In wikipedia, the following is written about the Law of large numbers: It is a theorem that describes the result of performing the same experiment a large number of times. According to the law, the average of the results obtained from a large number of trials should be close to the expected value and tends to become closer to the expected value as more trials are performed.
As an example of this theorem we were given that of "Random Walk" where:
$S_i$ for $i=1,...,N$ are N continuous random variables, independent of each other, and in our example they represent N steps.
Then we are given : $x=\sum_{i=1}^NS_i$.
At this point I have two questions:
- If I try to understand this example, while having in mind the definition above, then is it correct to say that: one experiment (the quantity we measure in this experiment) is here represented by $S_i$ in an abstract way. The person can perform a random walk several times(each time N steps are done), and in each of those "random walks" an arbitrary $S_i$th step will be characterized by a different value of the length done (assuming that the length done is one of the physical quantities that can be measured for an arbitrary step. Other quantities might be the energy spend to do this step, the speed etc). And this is valid for all the N steps. Would this be a right interpretation of the initial part of the above definition for this example?

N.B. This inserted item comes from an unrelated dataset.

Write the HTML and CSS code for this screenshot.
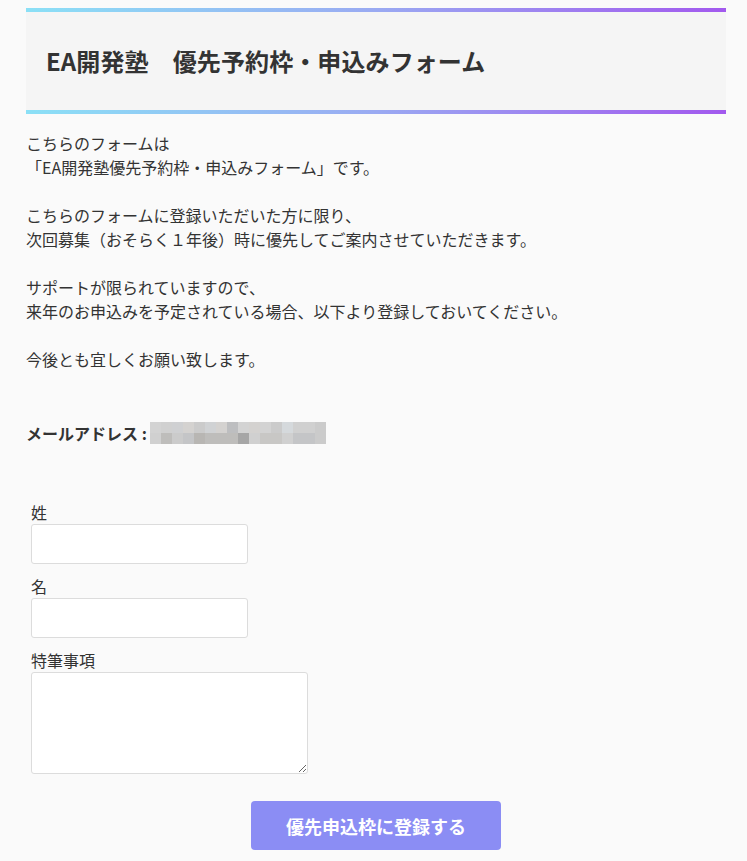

- What is x and how would be the correct way to describe it? Would it be correct if I say, "x" is a continuous random variable,which represents to total length covered after N steps?
After calculations we also get:
$\bar x=\sum_{i=1}^N \bar S_i$. How would one describe with words what this is, how is derived ?
Also $\sigma^2_x=\sum_{i=1}^N \sigma_{\bar S_i}^2$, where $\sigma^2$ is meant to represent the variance of a random variable. Same questions for this: How would one describe with words what this is, how is derived ?
And finally, the above definition says:"...According to the law, the average of the results obtained from a large number of trials should be close to the expected value and tends to become closer to the expected value as more trials are performed."
My question is: Where exactly in this example, we see this happening? At no point in our lecture, the argument was made that we measure the total length so many times, that the average becomes similar to the expectation value. + The average is the expectation value, or at least, it's formula is that of the expected value.
Unless: one can make the argument that in this example, the expected value that is being measured or for which we are interested is that of the total length covered, which is found with : $\bar x=\sum_{i=1}^N \bar S_i$, and where each of the N averages of the N independent continuous variables, because of multiple measurements, they (the averages) are equal to the expected values of each of the N variables.
For question 1, I guess your understanding is correct. But you may have not read the definition of random variable. It is kind of what you say.
For question 2, the answer is yes when you regard $S_i$ as the length of the $i$th step not the other kind of quantity (like energy).
In the case of one-dimensional random walk, length with a direction (or vector) is a proper understanding since I can go forward or backward.
Because I know nothing about your lecture, I cannot understand well the latter part of your question. I just post something I know similar to what you say.
The definition of sample mean $\bar{x}$ or $\bar{S}$ (which is also a random variable) is usually
$$\bar{x} = \frac{1}{N} \sum_{i=1}^{N} S_i$$
because $\{S_i\}$ are called samples.
I am not sure about what your notation $\bar{S}_i$ means.
The variance of sample mean may be written as
$$ \begin{split} \sigma_{\bar{x}}^2 &= \mathrm{var} \left[\frac{1}{N} \sum_{i=1}^{N} S_i\right]\\ \end{split}$$
Usually, when someone learns about law of large numbers, random variable distribution (expectation, mean, variance) has been introduced. So, I assume you know something about them.
Assume that $\{S_i\}$ follows the same distribution with mean (or expectation) $\mu$ and variance $\sigma^2 < \infty$ and they are independent. The simplest version of law of large numbers says
$$\lim_{n \to \infty} \bar{x} = \mu$$
$$\lim_{n \to \infty} \sigma_{\bar{x}}^2 = \frac{\sigma^2}{n}$$
These could be derived from linearity of expectation and the definition of variance. You may as well try it by yourself.
If you wonder about what you would see in this example, you could just flip coin 20 times. If head, move one step forward. If tail, move one step backward. The final point (or the vector from the start point) is $x$. $x / 20$ is $\bar{x}$. When you increase the flipping times, $x$ is more and more likely close to the start point (I assume the coin is even).
Sample variance of $\{S_i\}$
$$\frac{1}{N - 1} \sum_{i=1}^N(S_i - \bar{x})^2$$
would be close to $\sigma^2 = 1$.
If you calculate $\bar{x}$ many times (denote it by M),
$$\frac{1}{M} \sum_{i=1}^{M} \bar{x}_i \approx 0$$
$$\frac{1}{M - 1} \sum_{i=1}^M(\bar{x}_i - \frac{1}{M} \sum_{i=1}^{M} \bar{x}_i)^2 \approx \frac{1}{N}$$
$N$ is the number of samples you used to calculate $\bar{x}$ every time.